- Work required
Which lines hold the word "React"? Copy each one.

- Material provided
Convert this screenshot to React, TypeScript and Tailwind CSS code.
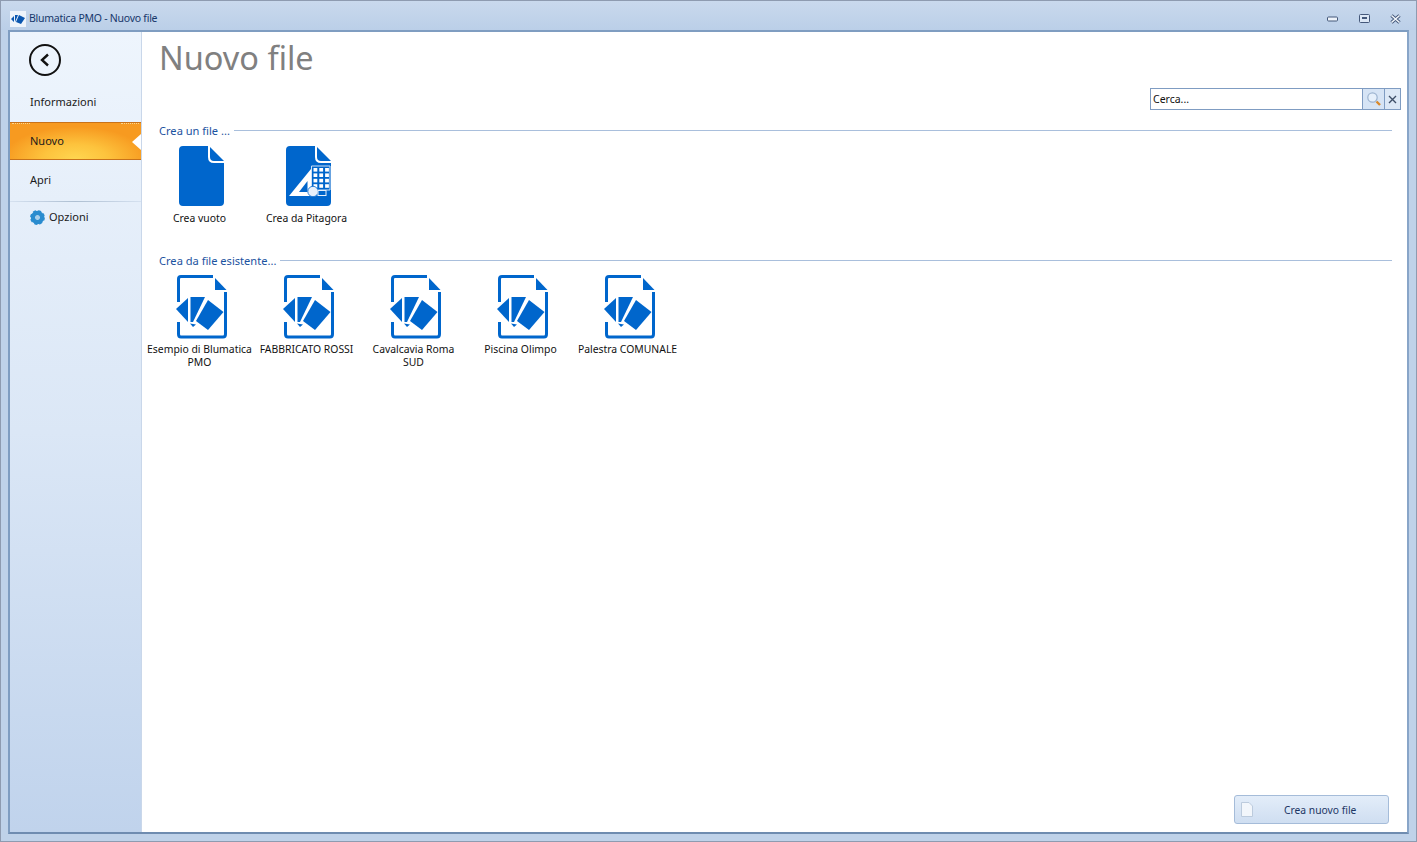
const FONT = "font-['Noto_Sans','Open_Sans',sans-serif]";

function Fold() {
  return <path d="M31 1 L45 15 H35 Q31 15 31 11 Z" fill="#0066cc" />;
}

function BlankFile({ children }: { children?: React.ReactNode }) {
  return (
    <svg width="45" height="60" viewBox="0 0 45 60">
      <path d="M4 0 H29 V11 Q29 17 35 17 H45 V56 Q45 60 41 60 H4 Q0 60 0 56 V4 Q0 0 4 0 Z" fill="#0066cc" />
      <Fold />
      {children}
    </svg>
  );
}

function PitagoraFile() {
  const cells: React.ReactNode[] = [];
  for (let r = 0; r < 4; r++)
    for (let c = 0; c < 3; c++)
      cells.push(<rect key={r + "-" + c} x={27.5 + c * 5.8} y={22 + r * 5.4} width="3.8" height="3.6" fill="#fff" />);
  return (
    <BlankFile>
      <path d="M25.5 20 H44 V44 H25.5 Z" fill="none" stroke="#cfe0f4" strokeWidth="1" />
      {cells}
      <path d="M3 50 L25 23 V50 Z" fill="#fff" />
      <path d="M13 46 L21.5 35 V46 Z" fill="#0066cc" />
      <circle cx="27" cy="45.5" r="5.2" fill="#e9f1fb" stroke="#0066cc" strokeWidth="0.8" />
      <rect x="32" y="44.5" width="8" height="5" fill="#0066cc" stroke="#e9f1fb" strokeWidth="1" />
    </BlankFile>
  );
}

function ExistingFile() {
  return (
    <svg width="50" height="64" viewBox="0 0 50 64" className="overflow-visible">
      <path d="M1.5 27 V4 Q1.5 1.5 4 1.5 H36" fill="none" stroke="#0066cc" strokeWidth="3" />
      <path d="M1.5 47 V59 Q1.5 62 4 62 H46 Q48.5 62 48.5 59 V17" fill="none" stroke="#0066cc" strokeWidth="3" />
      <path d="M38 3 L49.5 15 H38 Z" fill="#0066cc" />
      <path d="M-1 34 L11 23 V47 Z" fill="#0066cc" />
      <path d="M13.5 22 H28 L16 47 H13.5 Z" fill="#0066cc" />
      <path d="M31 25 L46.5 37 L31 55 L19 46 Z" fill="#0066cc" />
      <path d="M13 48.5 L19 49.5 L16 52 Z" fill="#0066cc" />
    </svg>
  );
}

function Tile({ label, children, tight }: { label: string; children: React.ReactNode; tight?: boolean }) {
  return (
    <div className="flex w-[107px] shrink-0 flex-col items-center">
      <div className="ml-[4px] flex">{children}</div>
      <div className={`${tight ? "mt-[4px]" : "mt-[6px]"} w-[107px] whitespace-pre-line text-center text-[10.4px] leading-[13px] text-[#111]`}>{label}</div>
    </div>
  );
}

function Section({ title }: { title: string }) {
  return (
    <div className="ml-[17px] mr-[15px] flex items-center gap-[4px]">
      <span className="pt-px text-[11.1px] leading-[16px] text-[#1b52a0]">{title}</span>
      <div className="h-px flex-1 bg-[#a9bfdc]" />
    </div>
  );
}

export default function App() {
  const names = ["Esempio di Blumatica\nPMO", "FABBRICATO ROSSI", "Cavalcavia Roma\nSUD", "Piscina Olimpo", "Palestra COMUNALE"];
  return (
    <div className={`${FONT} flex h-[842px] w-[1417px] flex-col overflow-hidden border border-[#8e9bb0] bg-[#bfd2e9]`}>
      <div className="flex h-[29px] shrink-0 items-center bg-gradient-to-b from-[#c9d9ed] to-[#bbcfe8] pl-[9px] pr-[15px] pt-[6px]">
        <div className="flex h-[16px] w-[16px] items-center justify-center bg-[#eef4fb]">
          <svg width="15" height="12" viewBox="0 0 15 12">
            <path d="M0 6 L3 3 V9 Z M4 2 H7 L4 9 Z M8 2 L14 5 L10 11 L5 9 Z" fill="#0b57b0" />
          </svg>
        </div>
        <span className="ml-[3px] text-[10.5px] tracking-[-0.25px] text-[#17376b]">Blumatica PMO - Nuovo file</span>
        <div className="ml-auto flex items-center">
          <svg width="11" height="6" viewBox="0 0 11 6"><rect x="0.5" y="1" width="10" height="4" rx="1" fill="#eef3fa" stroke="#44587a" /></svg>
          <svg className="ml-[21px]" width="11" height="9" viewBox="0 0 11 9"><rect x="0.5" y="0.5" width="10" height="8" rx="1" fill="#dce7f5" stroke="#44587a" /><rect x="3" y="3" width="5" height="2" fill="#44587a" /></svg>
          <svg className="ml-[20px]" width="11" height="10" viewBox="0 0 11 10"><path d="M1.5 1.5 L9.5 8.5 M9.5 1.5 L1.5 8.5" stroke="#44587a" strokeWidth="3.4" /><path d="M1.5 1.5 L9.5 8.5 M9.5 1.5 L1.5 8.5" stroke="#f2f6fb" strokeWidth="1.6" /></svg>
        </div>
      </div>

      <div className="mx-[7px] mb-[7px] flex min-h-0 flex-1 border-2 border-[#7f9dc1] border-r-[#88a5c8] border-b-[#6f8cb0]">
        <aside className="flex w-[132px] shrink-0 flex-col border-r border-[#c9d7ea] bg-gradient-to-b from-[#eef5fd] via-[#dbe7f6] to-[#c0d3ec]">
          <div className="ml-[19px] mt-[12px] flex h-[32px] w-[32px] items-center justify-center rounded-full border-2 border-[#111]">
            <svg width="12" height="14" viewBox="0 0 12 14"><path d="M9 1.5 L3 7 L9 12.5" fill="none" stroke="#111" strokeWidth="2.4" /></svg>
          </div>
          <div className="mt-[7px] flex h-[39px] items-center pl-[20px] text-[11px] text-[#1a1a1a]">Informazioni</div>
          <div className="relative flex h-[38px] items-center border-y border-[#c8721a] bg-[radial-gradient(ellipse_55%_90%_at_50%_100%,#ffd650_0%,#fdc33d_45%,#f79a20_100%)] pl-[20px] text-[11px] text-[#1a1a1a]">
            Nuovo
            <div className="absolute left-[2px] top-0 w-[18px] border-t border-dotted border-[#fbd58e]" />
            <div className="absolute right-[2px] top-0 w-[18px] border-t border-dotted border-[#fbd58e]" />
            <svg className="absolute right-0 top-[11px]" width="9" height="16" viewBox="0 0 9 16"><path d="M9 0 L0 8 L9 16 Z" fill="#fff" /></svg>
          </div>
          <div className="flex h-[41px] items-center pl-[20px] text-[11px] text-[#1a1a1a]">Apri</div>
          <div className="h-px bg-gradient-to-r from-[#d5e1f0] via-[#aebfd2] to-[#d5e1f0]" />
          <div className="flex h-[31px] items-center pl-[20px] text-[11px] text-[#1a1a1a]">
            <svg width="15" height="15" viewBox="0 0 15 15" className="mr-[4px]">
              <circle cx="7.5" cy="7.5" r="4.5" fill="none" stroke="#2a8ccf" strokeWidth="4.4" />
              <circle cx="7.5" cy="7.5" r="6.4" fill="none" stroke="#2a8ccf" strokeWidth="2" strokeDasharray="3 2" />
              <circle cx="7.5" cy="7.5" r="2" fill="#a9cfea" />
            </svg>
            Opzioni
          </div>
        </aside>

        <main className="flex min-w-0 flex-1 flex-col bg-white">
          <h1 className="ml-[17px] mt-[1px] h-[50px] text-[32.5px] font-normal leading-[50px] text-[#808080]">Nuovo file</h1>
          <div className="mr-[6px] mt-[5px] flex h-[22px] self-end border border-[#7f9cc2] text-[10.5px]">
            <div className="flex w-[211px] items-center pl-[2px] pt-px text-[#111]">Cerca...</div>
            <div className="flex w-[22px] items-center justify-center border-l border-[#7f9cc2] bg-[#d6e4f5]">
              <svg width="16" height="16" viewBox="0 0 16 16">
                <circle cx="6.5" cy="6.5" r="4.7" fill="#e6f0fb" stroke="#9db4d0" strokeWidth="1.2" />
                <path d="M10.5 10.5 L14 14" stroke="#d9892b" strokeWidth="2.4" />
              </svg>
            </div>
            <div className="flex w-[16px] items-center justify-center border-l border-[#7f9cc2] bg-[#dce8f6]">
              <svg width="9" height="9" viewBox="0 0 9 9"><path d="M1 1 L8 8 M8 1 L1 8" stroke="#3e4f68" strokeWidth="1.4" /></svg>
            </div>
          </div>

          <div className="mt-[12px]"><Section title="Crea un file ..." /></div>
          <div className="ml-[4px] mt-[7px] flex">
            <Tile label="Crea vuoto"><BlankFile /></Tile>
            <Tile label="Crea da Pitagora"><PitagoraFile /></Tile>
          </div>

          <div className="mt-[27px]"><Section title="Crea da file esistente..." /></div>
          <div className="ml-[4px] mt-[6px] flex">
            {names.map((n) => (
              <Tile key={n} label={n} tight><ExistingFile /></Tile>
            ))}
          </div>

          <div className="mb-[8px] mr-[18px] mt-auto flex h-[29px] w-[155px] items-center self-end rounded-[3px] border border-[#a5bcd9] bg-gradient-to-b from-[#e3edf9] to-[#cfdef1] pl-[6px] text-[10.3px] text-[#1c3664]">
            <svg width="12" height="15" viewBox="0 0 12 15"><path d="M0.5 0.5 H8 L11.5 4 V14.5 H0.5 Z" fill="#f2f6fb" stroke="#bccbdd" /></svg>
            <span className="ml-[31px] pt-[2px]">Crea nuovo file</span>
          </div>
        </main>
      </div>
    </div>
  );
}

- Written answer
Convert this screenshot to React, TypeScript and Tailwind CSS code.
function BlankFile({ children }: { children?: React.ReactNode }) {
  const cells: React.ReactNode[] = [];
function Tile({ label, children, tight }: { label: string; children: React.ReactNode; tight?: boolean }) {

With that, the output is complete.